SCC Somerset Health and Wellbeing Board & Integrated Care Partnership
Monday, 21st March, 2022 11.00 am

  • Meeting of Somerset Health and Wellbeing Board & Integrated Care Partnership, Monday 21st March 2022 11.00 am (Item 23.)

To receive and consider the report.


Paul von der Heyde, Somerset ICS Chair and Chair Designate for NHS Somerset ICB, introduced the topic, noting that the Health and Care Act continues to progress through Parliament, with 1st July 2022 now being the date for institution of the new ICB, which is the successor organisation to the Somerset CCG.  He and the ICB Chief Executive Designate, Jonathan Higman (who could not be present for this meeting due to illness), have sent letters to four potential non-executives for the ICB and are also in the process of appointing the non-statutory executives.  The ICP planning is less advanced but is progressing.

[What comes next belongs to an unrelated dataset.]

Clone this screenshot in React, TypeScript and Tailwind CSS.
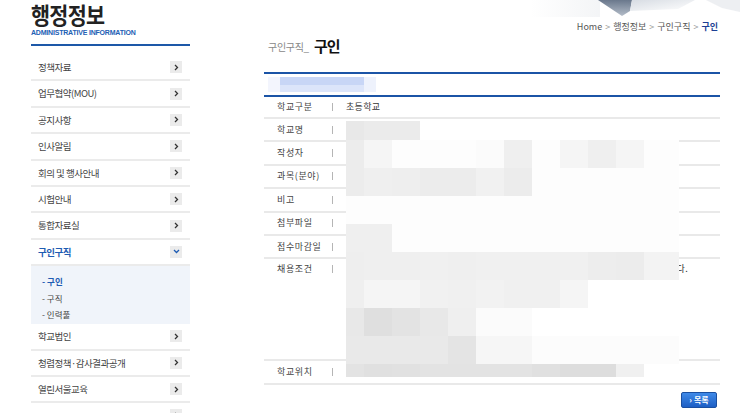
import React from 'react';

const menuTop = ['정책자료', '업무협약(MOU)', '공지사항', '인사알림', '회의 및 행사안내', '시험안내', '통합자료실'];
const menuBottom = ['학교법인', '청렴정책·감사결과공개', '열린서울교육', ''];

const cols = [346, 364, 392, 420, 448, 476, 504, 532, 560, 588, 616, 644, 679];
const rowsY = [121, 140, 168, 196, 224, 252, 280, 308, 336, 364, 377];
const grid: string[][] = [
  ['e8', 'eb', 'eb', '', '', '', '', '', '', '', '', ''],
  ['ec', 'f5', 'fd', 'fd', 'fd', 'fb', 'ef', 'fd', 'f5', 'ef', 'f5', 'fd'],
  ['ec', 'ef', 'ee', 'ec', 'ec', 'f1', 'ec', 'fd', 'fd', 'fd', 'fd', 'fd'],
  ['fd', 'fd', 'fd', 'fd', 'fd', 'fd', 'fd', 'fd', 'fd', 'fd', 'fd', 'fd'],
  ['ef', 'ef', 'fd', 'fd', 'fd', 'fd', 'fd', 'fd', 'fd', 'fd', 'fd', 'fd'],
  ['ee', 'ef', 'ef', 'f0', 'ef', 'f0', 'f0', 'f0', 'f0', 'ed', 'ec', 'f3'],
  ['ef', 'f5', 'f5', 'f1', 'f0', 'f2', 'f0', 'f0', 'f5', 'ff', 'ff', 'ff'],
  ['e8', 'df', 'e3', 'e8', 'ef', 'fb', 'fb', 'ff', 'ff', 'ff', 'ff', 'ff'],
  ['e9', 'e9', 'e9', 'e9', 'e4', 'f6', 'f6', 'fc', 'fc', 'fc', 'fc', 'fc'],
  ['e3', 'e0', 'e1', 'e3', 'e3', 'e3', 'e3', 'e0', 'dd', 'dd', 'f0', ''],
];

function Chevron({ open }: { open?: boolean }) {
  return (
    <div className="flex h-[12px] w-[12px] items-center justify-center bg-[#ebebeb]">
      {open ? (
        <svg width="7" height="5" viewBox="0 0 7 5">
          <path d="M1 1 L3.5 3.5 L6 1" fill="none" stroke="#1e5cb3" strokeWidth="1.3" />
        </svg>
      ) : (
        <svg width="5" height="7" viewBox="0 0 5 7">
          <path d="M1 1 L3.5 3.5 L1 6" fill="none" stroke="#333" strokeWidth="1.3" />
        </svg>
      )}
    </div>
  );
}

function MenuRow({ label, active }: { label: string; active?: boolean }) {
  return (
    <div className="box-border flex h-[26.4px] items-center justify-between border-b-2 border-[#ebebeb] pl-[7px] pr-[8px]">
      <span className={`text-[9.5px] tracking-[-0.5px] ${active ? 'font-bold text-[#1e5cb3]' : 'text-[#444]'}`}>{label}</span>
      <Chevron open={active} />
    </div>
  );
}

function Row({ label, h, children, top }: { label: string; h: string; children?: React.ReactNode; top?: boolean }) {
  return (
    <div className={`box-border flex border-b-2 border-[#e9e9e9] ${h} ${top ? 'items-start pt-[3px]' : 'items-center'}`}>
      <div className="flex w-[68px] items-center pl-[13px]">
        <span className="text-[9px] leading-[14px] tracking-[0.6px] text-[#444]">{label}</span>
      </div>
      <div className={`h-[8px] w-px bg-[#b5b5b5] ${top ? 'mt-[3px]' : ''}`} />
      <div className="ml-[13px] flex-1 text-[9px] leading-[14px] tracking-[0.3px] text-[#333]">{children}</div>
    </div>
  );
}

export default function App() {
  return (
    <div className="relative h-[413px] w-[740px] overflow-hidden bg-white font-['Noto_Sans_CJK_KR',sans-serif]">
      {/* top-right decoration */}
      <svg className="absolute right-0 top-0" width="230" height="22" viewBox="0 0 230 22">
        <defs>
          <linearGradient id="fade" x1="0" y1="0" x2="1" y2="0">
            <stop offset="0" stopColor="#ffffff" />
            <stop offset="1" stopColor="#eceef1" />
          </linearGradient>
          <linearGradient id="dark" x1="0" y1="0" x2="0" y2="1">
            <stop offset="0" stopColor="#6a788c" />
            <stop offset="1" stopColor="#b4bdc9" />
          </linearGradient>
          <linearGradient id="light" x1="0" y1="0" x2="1" y2="1">
            <stop offset="0" stopColor="#d7dce3" />
            <stop offset="1" stopColor="#ffffff" />
          </linearGradient>
        </defs>
        <rect x="20" y="0" width="70" height="17" fill="url(#fade)" opacity="0.6" />
        <polygon points="88,0 122,0 120,11 112,16" fill="url(#dark)" />
        <polygon points="122,0 185,0 168,9 120,11" fill="url(#light)" />
        <polygon points="196,0 230,0 230,12 212,8" fill="#e8ebef" opacity="0.8" />
      </svg>

      <div className="flex">
        {/* sidebar */}
        <div className="ml-[31px] w-[159px]">
          <div className="h-[27px] pt-[2px]">
            <div className="origin-left scale-x-[0.9] text-[23px] font-bold leading-[25px] tracking-[-0.8px] text-[#222]">행정정보</div>
          </div>
          <div className="mt-[1px] h-[10px] font-['Liberation_Sans',sans-serif] text-[7px] font-bold leading-[10px] tracking-[-0.2px] text-[#2260b4]">
            ADMINISTRATIVE INFORMATION
          </div>
          <div className="mt-[6px] h-[2px] bg-[#1d58a8]" />
          <div className="mt-[9px]">
            {menuTop.map((m) => (
              <MenuRow key={m} label={m} />
            ))}
            <MenuRow label="구인구직" active />
            <div className="h-[58px] bg-[#f0f4fa] pl-[11px] pt-[7px] text-[8.5px] leading-[16.5px]">
              <div className="font-bold text-[#1e5cb3]">- 구인</div>
              <div className="text-[#444]">- 구직</div>
              <div className="text-[#444]">- 인력풀</div>
            </div>
            {menuBottom.map((m, i) => (
              <MenuRow key={i} label={m} />
            ))}
          </div>
        </div>

        {/* content */}
        <div className="ml-[74px] w-[456px]">
          <div className="h-[33px] pr-[2px] pt-[21px] text-right text-[9px] leading-[12px] text-[#555]">
            Home<span className="mx-[3px] text-[#999]">&gt;</span>행정정보<span className="mx-[3px] text-[#999]">&gt;</span>구인구직
            <span className="mx-[3px] text-[#999]">&gt;</span>
            <span className="font-bold text-[#1c3f94]">구인</span>
          </div>
          <div className="mt-[3px] flex h-[20px] items-center pl-[4px]">
            <span className="text-[10px] tracking-[-0.3px] text-[#888]">구인구직_</span>
            <span className="ml-[5px] text-[15px] font-bold tracking-[-1px] text-[#111]">구인</span>
          </div>
          <div className="mt-[16px] h-[2px] bg-[#1b54a6]" />
          <div className="relative h-[21px]">
            <svg className="absolute left-[4px] top-[3px]" width="110" height="15" viewBox="0 0 110 15">
              <rect x="0" y="0" width="12" height="15" fill="#f3f5fd" />
              <rect x="12" y="0" width="84" height="8" fill="#c8d6f6" />
              <rect x="12" y="8" width="84" height="7" fill="#dce5fa" />
              <rect x="96" y="0" width="12" height="15" fill="#eef2fc" />
            </svg>
          </div>
          <div className="h-[2px] bg-[#1b54a6]" />
          <Row label="학교구분" h="h-[22px]">초등학교</Row>
          <Row label="학교명" h="h-[23.4px]" />
          <Row label="작성자" h="h-[23.4px]" />
          <Row label="과목(분야)" h="h-[23.4px]" />
          <Row label="비고" h="h-[23.4px]" />
          <Row label="첨부파일" h="h-[23.4px]" />
          <Row label="접수마감일" h="h-[23.4px]" />
          <Row label="채용조건" h="h-[102px]" top>
            <div className="pr-[32px] text-right">바랍니다.</div>
          </Row>
          <Row label="학교위치" h="h-[23.4px]" />
          <div className="mt-[7px] flex justify-end pr-[3px]">
            <div className="flex h-[16px] w-[36px] items-center justify-center gap-[2px] rounded-[2px] border border-[#1a4fa0] bg-gradient-to-b from-[#3f8ae8] to-[#1d5ec4] text-[8px] font-bold text-white">
              <span>›</span>
              <span>목록</span>
            </div>
          </div>
        </div>
      </div>

      {/* blurred mosaic over table values */}
      <svg className="absolute left-[346px] top-[121px]" width="333" height="256" viewBox="0 0 333 256">
        {grid.map((row, r) =>
          row.map((v, c) =>
            v ? (
              <rect
                key={`${r}-${c}`}
                x={cols[c] - 346}
                y={rowsY[r] - 121}
                width={cols[c + 1] - cols[c]}
                height={rowsY[r + 1] - rowsY[r]}
                fill={`#${v}${v}${v}`}
              />
            ) : null
          )
        )}
      </svg>
    </div>
  );
}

James Rimmer, Chief Executive of CCG and System Lead, then made the presentation; he works with Jonathan Higman on the ICB, and this presentation is the evolution of their work.  There are four key aims of the ICS:  To improve outcomes in the population’s health and healthcare; to tackle inequalities in outcomes, experience and access; to enhance productivity and value for money; and to help the NHS support broader social and economic development.  As for the Somerset community, the population is 580,000 with 13 Primary Care Networks, 2 Foundation Trusts, and the CCG; the expenditure for 2020/21 was £993.5 million, with 48% of that going to secondary care commissioning and hospital services.  He noted that Improving Lives is the strategy for Somerset county with respect to delivering improvements for the population, while Fit for my Future is the strategy by which the Somerset ICS will effect the vision of people living healthy independent lives supported by thriving communities with easy access to high-quality public services.  The Improving Lives strategy is at the heart of the ICS/ICB, with key partners centred around it; while Fit for my Future aims to improve the health and wellbeing of the population, provide the best care and support to people, strengthen care and support in local communities, reduce inequalities, and respond well to complex needs.  The principles of system working were touched on, as well as the structure of the ICS, which has the ICS and HWBB sitting above the ICB, the Local Authority, and the ICS "engine room", which is described as a way of working where partners come together to work as a single system.  Initially, the engine room is made up of teams from all partner organisations, although as it develops, it could be consolidated to be hosted within a single partner organisation.  Other aspects of the ICS and ICB include professional and clinical leadership, which is being developed currently, and the recruitment of a Chief Medical Director and Chief Nursing Director.  The Year One priorities include continuing to lead the pandemic response and recovery, creating the ICS engine room starting with the population health hub, establishing the ICP and its health and care strategies, developing and implementing a systemwide strategy for primary care, developing the five-year financial and workforce strategies, and developing the Board, organisation, and system as a whole. 

The Board then discussed the presentation; Trudi Grant, Director of Public Health, provided further information on the population and health work, noting that this Wednesday, proposals for the five-year programme will be taken to the ICS Board.  It will focus on transforming local health and care services to become more prevention driven rather than demand driven, with the national guidance and policy supporting this.  If the programme is approved, she would like to bring it back to the HWBB Board in the future.

Cllr Nicholson, Vice Chair, said that the presentation had been very helpful; she asked if the appropriate focus on various groups such as children, SEND, etc. will be reflected in the future programme.  It was responded that there are currently six delivery boards that were established two years ago and that focus on primary care, urgent care, mental health, etc., and these will transition into the ICB.  The details are being worked out as to where and how these delivery boards will sit across all partners, who are also transitioning over to the ICB.  It was also reassured that specific issues will not be lost in the transition.


The Advisory Somerset Health and Wellbeing Board expressed its support for the proposed, ways of working, and governance arrangements for the Somerset ICS and ICB.